Beedie’s maples. Beedie’s barn. Beedie’s flowerbeds and fields. Funny how I still think of this whole place as belonging to my grandmother, gone lo these thirty years. (Writing in this old house brings out words like lo and lest.)

black and white quiet hills

There are ghosts here, most certainly. Beedie had a friendship of sorts with the one who haunts the attic — our whole family called him Andy, one of the early residents of the house who is now buried in the town graveyard.

Andy’s father Temple Baker bought the farm in 1862 for fifteen hundred dollars and had lived here less than a decade when a cow kicked him in the leg and he died. Andy and his siblings (except Fred, who died as a child) grew up in the house and carried on farming until the mid-twenties. Beedie always swore she heard Andy at night when she was alone, and she spoke to him openly.

I only heard him once, playing one long mournful note on the ancient pipe organ in the attic late at night. I just about peed my pants. That was nearly fifty years ago, and I’m still not entirely at ease in the attic.

I sense family spirits here almost constantly. But I don’t think of them as ghosts in the building, rather as sprits living inside me who become more real when I’m up here, if that makes any sense. My brother’s passing is too recent for me to allow him in — he’s still painfully real to me most of the time — but Beedie, Mom, Aunt Val, Cousin Averil, the uncles — they all belong to this house out of time. I am not alone.

Granite State Voters

Another reason to come to New Hampshire in the fall, especially every four years, is the presidential election. I like volunteering, even though the beleaguered citizens of the Granite State can get pretty grumpy as election day nears, after their phones have been rung and their doors have been knocked and their TVs have been inundated with political ads for weeks and weeks and weeks. 

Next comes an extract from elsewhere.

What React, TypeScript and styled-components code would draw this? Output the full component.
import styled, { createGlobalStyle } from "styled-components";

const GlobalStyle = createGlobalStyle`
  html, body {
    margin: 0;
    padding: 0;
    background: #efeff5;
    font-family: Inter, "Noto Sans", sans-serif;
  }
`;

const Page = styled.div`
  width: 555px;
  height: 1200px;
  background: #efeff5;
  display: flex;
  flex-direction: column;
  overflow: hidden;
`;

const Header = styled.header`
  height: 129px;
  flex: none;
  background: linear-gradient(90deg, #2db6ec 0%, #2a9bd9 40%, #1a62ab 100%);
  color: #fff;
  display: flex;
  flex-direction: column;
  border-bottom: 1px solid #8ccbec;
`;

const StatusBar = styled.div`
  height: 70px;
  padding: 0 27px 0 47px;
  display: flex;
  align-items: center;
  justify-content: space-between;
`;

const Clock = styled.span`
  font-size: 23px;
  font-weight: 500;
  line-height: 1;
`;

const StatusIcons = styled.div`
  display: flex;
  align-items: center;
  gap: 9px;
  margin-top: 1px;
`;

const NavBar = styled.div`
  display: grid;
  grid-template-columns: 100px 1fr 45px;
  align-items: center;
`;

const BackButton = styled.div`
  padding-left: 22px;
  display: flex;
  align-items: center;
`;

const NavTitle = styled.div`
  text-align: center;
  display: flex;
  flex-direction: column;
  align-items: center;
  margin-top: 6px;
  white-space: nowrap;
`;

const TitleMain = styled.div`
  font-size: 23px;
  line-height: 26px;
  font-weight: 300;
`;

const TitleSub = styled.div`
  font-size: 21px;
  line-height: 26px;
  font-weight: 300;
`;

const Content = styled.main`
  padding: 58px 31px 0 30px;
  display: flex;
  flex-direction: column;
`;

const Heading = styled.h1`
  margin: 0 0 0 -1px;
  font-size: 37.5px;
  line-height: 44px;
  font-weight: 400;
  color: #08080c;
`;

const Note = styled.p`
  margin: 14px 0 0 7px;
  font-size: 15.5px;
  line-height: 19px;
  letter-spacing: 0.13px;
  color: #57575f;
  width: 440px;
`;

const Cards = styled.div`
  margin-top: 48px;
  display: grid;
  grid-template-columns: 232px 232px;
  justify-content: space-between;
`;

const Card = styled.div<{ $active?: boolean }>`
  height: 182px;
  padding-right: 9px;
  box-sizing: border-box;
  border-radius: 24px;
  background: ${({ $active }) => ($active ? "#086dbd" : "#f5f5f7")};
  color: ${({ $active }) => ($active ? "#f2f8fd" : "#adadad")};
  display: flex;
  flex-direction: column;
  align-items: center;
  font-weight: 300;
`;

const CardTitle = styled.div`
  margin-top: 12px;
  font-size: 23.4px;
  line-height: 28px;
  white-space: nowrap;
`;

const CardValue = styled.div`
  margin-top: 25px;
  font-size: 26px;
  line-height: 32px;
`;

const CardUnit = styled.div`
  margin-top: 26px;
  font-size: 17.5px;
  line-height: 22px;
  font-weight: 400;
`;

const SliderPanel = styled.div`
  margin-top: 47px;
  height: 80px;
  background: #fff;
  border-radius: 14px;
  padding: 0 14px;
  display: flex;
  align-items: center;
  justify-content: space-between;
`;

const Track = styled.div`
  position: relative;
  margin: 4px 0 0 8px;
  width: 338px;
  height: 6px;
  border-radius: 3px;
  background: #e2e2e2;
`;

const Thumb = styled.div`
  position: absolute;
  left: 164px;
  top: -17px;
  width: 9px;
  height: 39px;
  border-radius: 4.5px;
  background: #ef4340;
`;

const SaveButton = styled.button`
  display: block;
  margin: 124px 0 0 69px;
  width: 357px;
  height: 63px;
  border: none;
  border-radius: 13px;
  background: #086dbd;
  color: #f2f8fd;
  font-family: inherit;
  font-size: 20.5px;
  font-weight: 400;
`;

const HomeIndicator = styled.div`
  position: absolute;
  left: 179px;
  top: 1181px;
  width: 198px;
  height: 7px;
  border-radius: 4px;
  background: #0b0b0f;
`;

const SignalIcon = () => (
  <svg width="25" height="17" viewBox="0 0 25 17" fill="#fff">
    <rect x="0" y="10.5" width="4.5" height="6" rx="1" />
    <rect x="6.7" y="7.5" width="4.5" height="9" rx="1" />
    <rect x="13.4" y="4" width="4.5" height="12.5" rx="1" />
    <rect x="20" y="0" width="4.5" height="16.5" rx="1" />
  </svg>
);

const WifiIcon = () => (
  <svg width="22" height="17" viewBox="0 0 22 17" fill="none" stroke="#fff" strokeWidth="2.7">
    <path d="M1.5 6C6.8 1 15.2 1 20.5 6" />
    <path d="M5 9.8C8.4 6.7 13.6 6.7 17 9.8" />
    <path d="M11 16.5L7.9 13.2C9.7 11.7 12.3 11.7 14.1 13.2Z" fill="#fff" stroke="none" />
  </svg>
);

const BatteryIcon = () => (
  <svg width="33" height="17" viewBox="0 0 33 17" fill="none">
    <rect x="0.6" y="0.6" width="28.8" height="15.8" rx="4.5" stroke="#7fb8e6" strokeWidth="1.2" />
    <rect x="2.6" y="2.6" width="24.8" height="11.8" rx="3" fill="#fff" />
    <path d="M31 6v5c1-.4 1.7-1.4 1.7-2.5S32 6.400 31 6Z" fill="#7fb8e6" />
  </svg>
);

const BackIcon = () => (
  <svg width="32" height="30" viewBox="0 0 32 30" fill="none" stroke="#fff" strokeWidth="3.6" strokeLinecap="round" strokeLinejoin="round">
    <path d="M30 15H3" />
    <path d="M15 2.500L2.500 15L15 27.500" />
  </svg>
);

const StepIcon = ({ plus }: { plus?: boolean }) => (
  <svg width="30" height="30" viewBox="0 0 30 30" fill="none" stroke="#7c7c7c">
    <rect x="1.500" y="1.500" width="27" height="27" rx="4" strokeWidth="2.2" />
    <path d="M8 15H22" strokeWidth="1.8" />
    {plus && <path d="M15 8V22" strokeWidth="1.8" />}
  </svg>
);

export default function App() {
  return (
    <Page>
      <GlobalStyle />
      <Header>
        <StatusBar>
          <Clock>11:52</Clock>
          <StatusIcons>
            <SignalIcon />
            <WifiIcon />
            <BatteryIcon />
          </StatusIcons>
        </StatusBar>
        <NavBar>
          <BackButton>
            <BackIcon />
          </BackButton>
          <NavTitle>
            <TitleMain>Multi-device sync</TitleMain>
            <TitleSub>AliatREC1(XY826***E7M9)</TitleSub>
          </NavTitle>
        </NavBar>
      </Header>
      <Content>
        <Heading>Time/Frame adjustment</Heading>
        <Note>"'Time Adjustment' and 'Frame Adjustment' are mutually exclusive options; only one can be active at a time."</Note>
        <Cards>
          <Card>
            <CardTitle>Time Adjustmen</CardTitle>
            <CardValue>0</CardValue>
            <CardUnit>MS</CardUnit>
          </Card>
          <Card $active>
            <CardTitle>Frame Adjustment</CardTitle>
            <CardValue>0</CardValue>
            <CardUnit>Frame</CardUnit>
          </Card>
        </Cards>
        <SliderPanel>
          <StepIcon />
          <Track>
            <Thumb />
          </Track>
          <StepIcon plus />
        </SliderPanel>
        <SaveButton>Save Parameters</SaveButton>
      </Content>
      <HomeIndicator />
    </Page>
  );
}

Tomorrow I am making massive amounts of macaroni salad and marinated zucchini to drop off at the Democratic headquarters in town, where busloads of volunteers will be arriving from Massachusetts for the first of four weekends of door-knocking. I love the energy of election season.

Life Goes On

But I won’t get serious about volunteering for a while. I need downtime, writing time, reading time. This is the best reason for coming to New Hampshire. Tonight I’m joining my neighbors for outdoor pizza night at an organic farm up the road, and tomorrow I’ll be going to a free cello concert at a lovely stone church in town. Sunday I’ll attend the Quaker meeting in Putney Vermont. It’s the first Sunday of the month, so there will be a potluck. And I’ll stop to buy apples and a pumpkin at the farmer’s market on the way home.

Life is simpler here, even during the swirling insanity of the 2016 election.